Soon he was just another heralded athlete to have stepped foot on the beautiful campus -- Larry Brown, Torry Holt and David West are among his predecessors. “Build His Future,” reads the school’s tag line. “Academics, athletics, military and the spiritual areas of the Academy focus on a young man’s character in development of the Whole Person,” reads its website.
That development included 6 a.m. wakeups, organized marches to the cafeteria, regulations on cell phone use and mandatory study halls, according to then-Hargrave basketball coach Kevin Keatts.
In the regimented environment, Hairston still managed to stand out, becoming a McDonald’s All-American after posting 25.6 points, 9.2 rebounds and 4.7 assists per game.
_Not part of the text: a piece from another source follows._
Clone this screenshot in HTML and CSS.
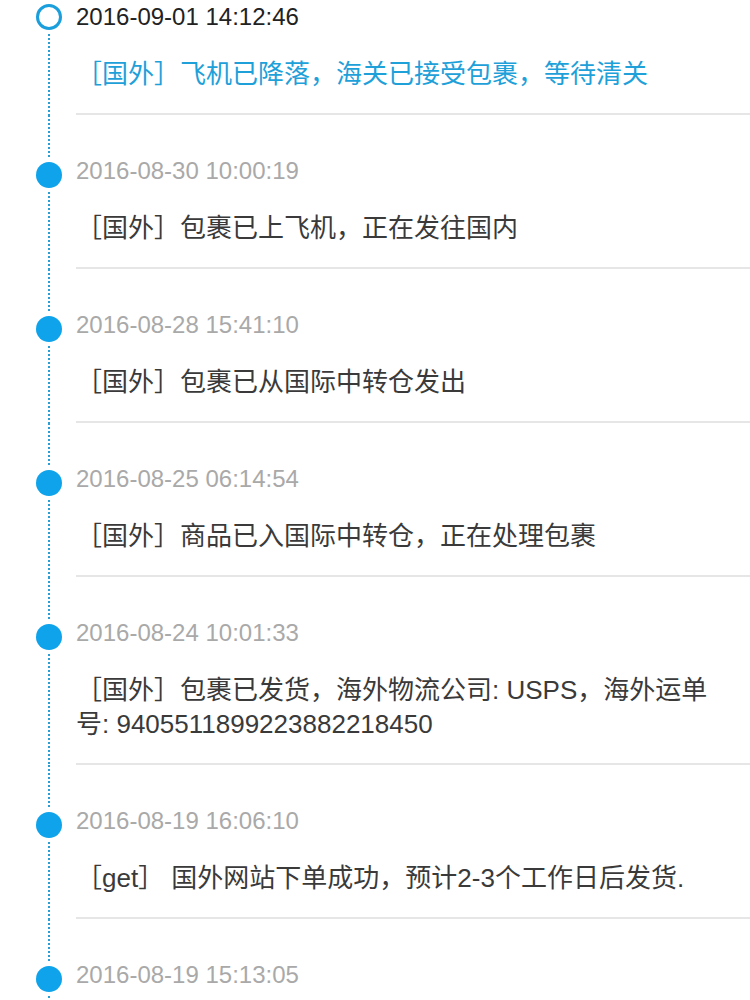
FILE: index.html
```html
<!DOCTYPE html>
<html lang="zh-CN">
<head>
<meta charset="utf-8">
<title>物流详情</title>
<link rel="stylesheet" href="styles.css">
</head>
<body>
<ul class="timeline">
  <li class="event event--current">
    <div class="rail"><span class="node node--ring"></span><span class="rail-line"></span></div>
    <div class="body">
      <p class="time">2016-09-01 14:12:46</p>
      <p class="desc">［国外］飞机已降落，海关已接受包裹，等待清关</p>
    </div>
  </li>
  <li class="event">
    <div class="rail"><span class="rail-line rail-line--top"></span><span class="node"></span><span class="rail-line"></span></div>
    <div class="body">
      <p class="time">2016-08-30 10:00:19</p>
      <p class="desc">［国外］包裹已上飞机，正在发往国内</p>
    </div>
  </li>
  <li class="event">
    <div class="rail"><span class="rail-line rail-line--top"></span><span class="node"></span><span class="rail-line"></span></div>
    <div class="body">
      <p class="time">2016-08-28 15:41:10</p>
      <p class="desc">［国外］包裹已从国际中转仓发出</p>
    </div>
  </li>
  <li class="event">
    <div class="rail"><span class="rail-line rail-line--top"></span><span class="node"></span><span class="rail-line"></span></div>
    <div class="body">
      <p class="time">2016-08-25 06:14:54</p>
      <p class="desc">［国外］商品已入国际中转仓，正在处理包裹</p>
    </div>
  </li>
  <li class="event">
    <div class="rail"><span class="rail-line rail-line--top"></span><span class="node"></span><span class="rail-line"></span></div>
    <div class="body">
      <p class="time">2016-08-24 10:01:33</p>
      <p class="desc">［国外］包裹已发货，海外物流公司: USPS，海外运单号: 9405511899223882218450</p>
    </div>
  </li>
  <li class="event">
    <div class="rail"><span class="rail-line rail-line--top"></span><span class="node"></span><span class="rail-line"></span></div>
    <div class="body">
      <p class="time">2016-08-19 16:06:10</p>
      <p class="desc">［get］ 国外网站下单成功，预计2-3个工作日后发货.</p>
    </div>
  </li>
  <li class="event event--last">
    <div class="rail"><span class="rail-line rail-line--top"></span><span class="node"></span><span class="rail-line"></span></div>
    <div class="body">
      <p class="time">2016-08-19 15:13:05</p>
    </div>
  </li>
</ul>
</body>
</html>
```
FILE: styles.css
```css
html, body {
  margin: 0;
  padding: 0;
  background: #ffffff;
}

body {
  font-family: "Liberation Sans", "Noto Sans CJK SC", sans-serif;
  -webkit-font-smoothing: antialiased;
}

.timeline {
  list-style: none;
  margin: 0;
  padding: 0;
}

.event {
  display: grid;
  grid-template-columns: 76px 1fr;
}

.rail {
  display: flex;
  flex-direction: column;
}

.rail-line {
  flex: 1;
  width: 2px;
  margin-left: 48px;
  background: repeating-linear-gradient(to bottom, #2a9fd6 0 2px, transparent 2px 4px);
}

.rail-line--top {
  flex: none;
  height: 43px;
}

.node {
  flex: none;
  width: 26px;
  height: 26px;
  margin: 4px 0 4px 36px;
  border-radius: 50%;
  background: #0ea3ea;
}

.node--ring {
  box-sizing: border-box;
  border: 3px solid #1a9fdc;
  background: #ffffff;
}

.body {
  padding: 39px 30px 0 0;
  border-bottom: 2px solid #e6e6e6;
}

.event--current .body {
  padding-top: 0;
}

.event--last .body {
  border-bottom: none;
  min-height: 120px;
}

.time {
  margin: 0;
  font-size: 24px;
  line-height: 34px;
  color: #a9a9a9;
}

.desc {
  margin: 23px 0 0;
  padding-bottom: 22px;
  font-size: 26px;
  line-height: 34px;
  color: #3a3a3a;
}

.event--current .time {
  color: #222222;
}

.event--current .desc {
  color: #1ea0d9;
}
```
Keatts, now head coach at UNC Wilmington, recalls his 2010-11 star as a kid who always wore his uniform correctly and “never turned down a pickup game.”
“I loved him. He worked extremely hard and was a model citizen,” he says.
“Typically, when they leave, I can tell who I think could be pros. He was one of those guys.”
"She's a great lady, a no-nonsense lady," says Keatts. "She wouldn’t take any stuff from him and made sure he stayed the course."
The crossroads her son faced at 21 years old was nothing compared to what she’d endured.
Months before PJ was born, Mailey’s father killed her mother and took his own life at their Yanceyville, N.C., home, as detailed in a 2013 Inside Carolina Magazine story. Mailey, a 19-year-old student at North Carolina A&T at the time, began abusing drugs to cope; she stopped when she discovered she was pregnant, according to Inside Carolina.
“When I found out I was pregnant, I had to stop,” Mailey told the magazine. “That’s why I tell PJ he saved me.”
Their bond made the abrupt ending to Hairston’s college career that much more emotional. Hairston, his teammates and coaches spent the first two months of the school year believing he would rejoin a team that had conference title aspirations. An NCAA investigation brought up red flags.
“Probably the most difficult and saddest thing I've ever gone through as a head coach,” Williams told reporters after the school’s ensuing decision not to seek reinstatement for Hairston, which brought both coach and player to tears.
Still a part of the Tar Heels family, Hairston consulted teammates for advice. “I told him I felt like [the NBA D-League] was a much better opportunity now than maybe it was 3-4 years ago,” says Lakers guard Kendall Marshall, who teamed with Hairston in 2011-12 and began the 2013-14 season in the NBA D-League. “I feel like the D-League is used a lot more and is looked upon not so much as a demotion, but a stepping stone.”
“He always had that fire in his eyes,” says fellow 2014 Draft prospect James Michael McAdoo, who’s known Hairston since eighth grade. “He realized that this is just a setback, just a minor bump in the road to something even greater.”
It was ultimately a phone call from Mom that sold Hairston on the NBA D-League. He could stay on the Draft radar and take UNC online courses, just as Mailey had returned to school for a B.S. and Masters en route to a career at the Winston-Salem Chamber of Commerce.
The stunning reversal of fortune has turned Hairston’s once-promising UNC career into a running “What If?” question. In an alternate universe, he’s an All-American with a storybook background. But, “Who knows?” says Price. “This might be the best thing that ever happened to him.”